Your confusion is understandable!

You are thinking: if the square root of some number $x$ is that number $y$ such that $y^2 = x$, then why is the solution to $x = \sqrt{4}$ different from $x^2 - 4 = 0$ ?!?

And the answer is: it wouldn't be different! That is, if the square root of $x$ would indeed be defined as "that number $y$ such that $y^2 = x$", then $\sqrt{4}$ could be either 2 or -2.

But, obviously, that is not how we look at $\sqrt{4}$ since we all know that that is just 2. This means: thinking of the square root of $x$ as "that number $y$ such that $y^2 = x$" is apparently not how we think about the square root.

OK, but why not? Well, notice that the whole "that number" part would be misleading in the first place: it suggest that there is one number with this property, but obviously there is not. So, if anything, we would have to say that the square root of $x$ is "any number such that $y^2 = x$"

... and we could have done so ...

... but we didn't. OK, but then we (you!) ask once again: why not?

Well, one simple reason is that we want the square root to act like a function, meaning that for any $x$, there is only one $y$ that is "the" square root of $x$. And we want functions, because functions are super useful: one thing in, and one thing out! Calculations can be done, etc. etc.

OK, but how can we ensure a function? Well, one thing we can do is to define the square root of $x$ as "that positive number $y$ such that $y^2 = x$"

... and that's exactly what we did...

and hence the difference between $x = \sqrt{4}$ and $x^2 - 4 = 0$

Of course, we could also have defined it as that negative $y$ such that $y^2 = x$" ... but in most practical cases, the positive one is the one you want, and the one that most often makes concrete sense in real life applications.
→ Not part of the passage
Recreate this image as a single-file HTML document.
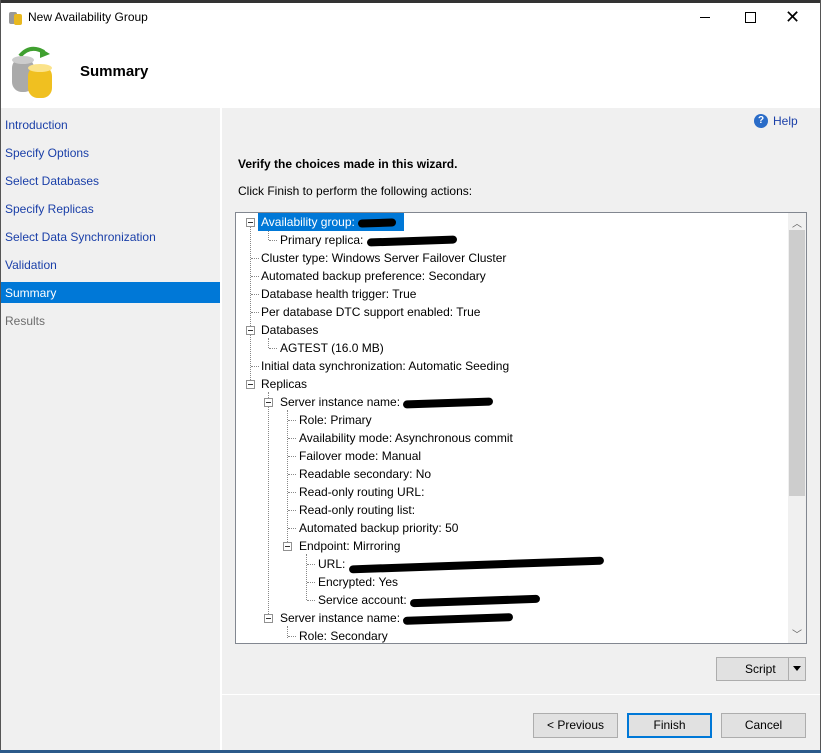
<!DOCTYPE html>
<html><head><style>
*{margin:0;padding:0;box-sizing:border-box}
body{width:821px;height:753px;position:relative;background:#f0f0f0;font-family:"Liberation Sans",sans-serif;font-size:12px;color:#000;overflow:hidden}
.a{position:absolute}
.nav{position:absolute;left:5px;color:#1a3fa8;font-size:12px}
.row{position:absolute;height:18px;line-height:18px;white-space:nowrap}
.h{position:absolute;height:0;border-top:1px dotted #888;width:8px}
.v{position:absolute;width:0;border-left:1px dotted #888}
.ex{position:absolute;width:9px;height:9px;border:1px solid #919191;background:#fff}
.ex:after{content:"";position:absolute;left:1px;top:3px;width:5px;height:1px;background:#333}
.sc{display:inline-block;height:8px;background:#000;border-radius:4px;vertical-align:middle;transform:rotate(-2deg)}
.btn{position:absolute;height:25px;background:#e1e1e1;border:1px solid #adadad;text-align:center;line-height:23px;font-size:12px}
</style></head><body>
<div class="a" style="left:0;top:0;width:821px;height:3px;background:#333"></div>
<div class="a" style="left:0;top:3px;width:821px;height:105px;background:#fff"></div>
<div class="a" style="left:0;top:0;width:1px;height:753px;background:#555"></div>
<div class="a" style="left:820px;top:0;width:1px;height:753px;background:#555"></div>
<!-- title icon -->
<div class="a" style="left:9px;top:12px;width:8px;height:12px;background:#999;border-radius:2px"></div>
<div class="a" style="left:14px;top:14px;width:8px;height:11px;background:#e8b820;border-radius:2px"></div>
<div class="a" style="left:28px;top:10px;font-size:12px">New Availability Group</div>
<div class="a" style="left:700px;top:17px;width:10px;height:1px;background:#000"></div>
<div class="a" style="left:745px;top:12px;width:11px;height:11px;border:1px solid #000"></div>
<div class="a" style="left:785px;top:7px;font-size:18px;line-height:20px">✕</div>
<!-- header icon -->
<svg class="a" style="left:8px;top:42px" width="52" height="58">
<path d="M12 14 Q22 2 36 10" stroke="#40a030" stroke-width="4" fill="none"/><path d="M32 6 L42 12 L32 16Z" fill="#40a030"/>
<rect x="4" y="16" width="22" height="34" rx="10" fill="#aaa"/><ellipse cx="15" cy="18" rx="11" ry="4" fill="#ccc"/>
<rect x="20" y="24" width="24" height="32" rx="10" fill="#f0c020"/><ellipse cx="32" cy="26" rx="12" ry="4" fill="#fbe38a"/>
</svg>
<div class="a" style="left:80px;top:63px;font-size:15px;font-weight:bold">Summary</div>
<!-- left nav -->
<div class="a" style="left:1px;top:108px;width:219px;height:645px;background:#f0f0f0"></div>
<div class="a" style="left:220px;top:108px;width:2px;height:645px;background:#fff"></div>
<div class="nav" style="top:118px">Introduction</div>
<div class="nav" style="top:146px">Specify Options</div>
<div class="nav" style="top:174px">Select Databases</div>
<div class="nav" style="top:202px">Specify Replicas</div>
<div class="nav" style="top:230px">Select Data Synchronization</div>
<div class="nav" style="top:258px">Validation</div>
<div class="a" style="left:1px;top:282px;width:219px;height:21px;background:#0078d7"></div>
<div class="nav" style="top:286px;color:#fff">Summary</div>
<div class="nav" style="top:314px;color:#6d6d6d">Results</div>
<!-- help -->
<div class="a" style="left:754px;top:114px;width:14px;height:14px;border-radius:50%;background:#2a6cc8;color:#fff;font-size:10px;font-weight:bold;text-align:center;line-height:14px">?</div>
<div class="a" style="left:773px;top:114px;color:#1a3fa8">Help</div>
<div class="a" style="left:238px;top:157px;font-weight:bold">Verify the choices made in this wizard.</div>
<div class="a" style="left:238px;top:184px">Click Finish to perform the following actions:</div>
<!-- tree box -->
<div class="a" style="left:235px;top:212px;width:572px;height:432px;background:#fff;border:1px solid #828790"></div>
<div class="a" style="left:788px;top:213px;width:18px;height:430px;background:#f0f0f0"></div>
<div class="a" style="left:789px;top:230px;width:16px;height:266px;background:#cdcdcd"></div>
<div class="a" style="left:792px;top:215px;font-size:10px;color:#606060">︿</div>
<div class="a" style="left:792px;top:626px;font-size:10px;color:#606060">﹀</div>
<div class="v" style="left:250px;top:222px;height:162px"></div>
<div class="v" style="left:268px;top:230px;height:10px"></div>
<div class="v" style="left:268px;top:338px;height:10px"></div>
<div class="v" style="left:268px;top:392px;height:226px"></div>
<div class="v" style="left:287px;top:410px;height:136px"></div>
<div class="v" style="left:287px;top:626px;height:12px"></div>
<div class="v" style="left:306px;top:554px;height:46px"></div>

<div class="a" style="left:258px;top:213px;width:146px;height:18px;background:#0078d7"></div>
<div class="ex" style="left:246px;top:218px"></div><div class="row" style="left:261px;top:213px;color:#fff">Availability group: <span class="sc" style="width:38px"></span></div>
<div class="h" style="left:269px;top:240px"></div><div class="row" style="left:280px;top:231px">Primary replica: <span class="sc" style="width:90px"></span></div>
<div class="h" style="left:251px;top:258px"></div><div class="row" style="left:261px;top:249px">Cluster type: Windows Server Failover Cluster</div>
<div class="h" style="left:251px;top:276px"></div><div class="row" style="left:261px;top:267px">Automated backup preference: Secondary</div>
<div class="h" style="left:251px;top:294px"></div><div class="row" style="left:261px;top:285px">Database health trigger: True</div>
<div class="h" style="left:251px;top:312px"></div><div class="row" style="left:261px;top:303px">Per database DTC support enabled: True</div>
<div class="ex" style="left:246px;top:326px"></div><div class="row" style="left:261px;top:321px">Databases</div>
<div class="h" style="left:269px;top:348px"></div><div class="row" style="left:280px;top:339px">AGTEST (16.0 MB)</div>
<div class="h" style="left:251px;top:366px"></div><div class="row" style="left:261px;top:357px">Initial data synchronization: Automatic Seeding</div>
<div class="ex" style="left:246px;top:380px"></div><div class="row" style="left:261px;top:375px">Replicas</div>
<div class="ex" style="left:264px;top:398px"></div><div class="row" style="left:280px;top:393px">Server instance name: <span class="sc" style="width:90px"></span></div>
<div class="h" style="left:288px;top:420px"></div><div class="row" style="left:299px;top:411px">Role: Primary</div>
<div class="h" style="left:288px;top:438px"></div><div class="row" style="left:299px;top:429px">Availability mode: Asynchronous commit</div>
<div class="h" style="left:288px;top:456px"></div><div class="row" style="left:299px;top:447px">Failover mode: Manual</div>
<div class="h" style="left:288px;top:474px"></div><div class="row" style="left:299px;top:465px">Readable secondary: No</div>
<div class="h" style="left:288px;top:492px"></div><div class="row" style="left:299px;top:483px">Read-only routing URL:</div>
<div class="h" style="left:288px;top:510px"></div><div class="row" style="left:299px;top:501px">Read-only routing list:</div>
<div class="h" style="left:288px;top:528px"></div><div class="row" style="left:299px;top:519px">Automated backup priority: 50</div>
<div class="ex" style="left:283px;top:542px"></div><div class="row" style="left:299px;top:537px">Endpoint: Mirroring</div>
<div class="h" style="left:307px;top:564px"></div><div class="row" style="left:318px;top:555px">URL: <span class="sc" style="width:255px"></span></div>
<div class="h" style="left:307px;top:582px"></div><div class="row" style="left:318px;top:573px">Encrypted: Yes</div>
<div class="h" style="left:307px;top:600px"></div><div class="row" style="left:318px;top:591px">Service account: <span class="sc" style="width:130px"></span></div>
<div class="ex" style="left:264px;top:614px"></div><div class="row" style="left:280px;top:609px">Server instance name: <span class="sc" style="width:110px"></span></div>
<div class="h" style="left:288px;top:636px"></div><div class="row" style="left:299px;top:627px">Role: Secondary</div>
<!-- script button -->
<div class="btn" style="left:716px;top:657px;width:90px;line-height:22px;height:24px;text-align:left;padding-left:28px">Script</div>
<div class="a" style="left:788px;top:657px;width:1px;height:24px;background:#adadad"></div>
<div class="a" style="left:793px;top:666px;border-left:4px solid transparent;border-right:4px solid transparent;border-top:5px solid #000"></div>
<div class="a" style="left:222px;top:694px;width:598px;height:1px;background:#fff"></div>
<div class="btn" style="left:533px;top:713px;width:85px">&lt; Previous</div>
<div class="btn" style="left:627px;top:713px;width:85px;border:2px solid #0078d7;line-height:21px">Finish</div>
<div class="btn" style="left:721px;top:713px;width:85px">Cancel</div>
<div class="a" style="left:0;top:750px;width:821px;height:3px;background:#2b5a8a"></div>
</body></html>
As a final reason for defining the square root of a number to be what it is, is that it allows us to explicitly distinguish between the two solutions to $x^2-2=0$, those being $\sqrt{2}$ and $-\sqrt{2}$: if the square root of 2 was any number that when squared gives you 2, then there no longer is a difference between $\sqrt{2}$ and $-\sqrt{2}$. In fact, it would not even be clear how many, and which specific, numbers would be solutions to $x^2-2=0$ if you said $x = \sqrt{2}$! Indeed, without the square root picking out a specific number, how would you refer to these different solutions? There probably is a way, but the square root function certainly makes our mathematical lives a lot easier for something like this!

Answer 10

The root function $f(x) = \sqrt{x}$ is defined to be nonnegative.

So $\sqrt{2} = 1.4...$, however the equation $x^2 - 4=0$ has to solutions:

If $x$ is such a solution, then so is $-x$ since $(-x)^2-4 = (-1)^2x^2-4 = x^4-4 = 0$

Answer 11

$$x=\sqrt{4}$$

But $\sqrt{4}$ is positive because $\sqrt{x}$ is always positive. Visualizing the graph of $y=\sqrt{x}$ will reveal why in a few seconds.

Therefore $$x=2$$

Answer 12

The function $\sqrt. $ returns only non-negative numbers. And its range is [0,$\infty$) that's why $\sqrt4 = 2$ and $\sqrt4 ≠ ±2$

Answer 13

So the first problem basically reduces down to whether or not $\sqrt4=+2$ or if $\sqrt4=\pm2$, and my first initial response is this:

$$x=\frac{-b\pm\sqrt{b^2-4ac}}{2a}$$

And I ask "why would the $\sqrt\cdot$ have a $\pm$ in front if square roots were already taken to be $\pm$?"

And my answer would probably be "because $\sqrt\cdot$ is always positive by definition. It is not the case that one should even have $\sqrt\cdot$ be positive and negative simultaneously, or else:

1. it wouldn't be a function (fails vertical line test)

2. Things like substitutions in calculus would be very difficult if $\sqrt x$ was not a function

3. And then when you trying to deal with complex numbers, everything explodes, since we are supposed to have $i=\sqrt{-1}$, but by your definition, $-i=\sqrt{-1}$ is also true, and then it all becomes so much more complicated.

Now, for the second problem, we can deduce that $x^2=4$, and since $(+x)^2=(-x)^2$, it follows that $x=\pm\sqrt4=\pm2$. Notice how this is contrary to square rooting. The differences are as follows:

1. $x^2$ is a function, but it's inverse is not since it is not a bijective function.

2. Positive and negative are taken since we have by definition $(-1)^2=1$, but it is also by definition that $-1\ne\sqrt1$, which many mistake to be true.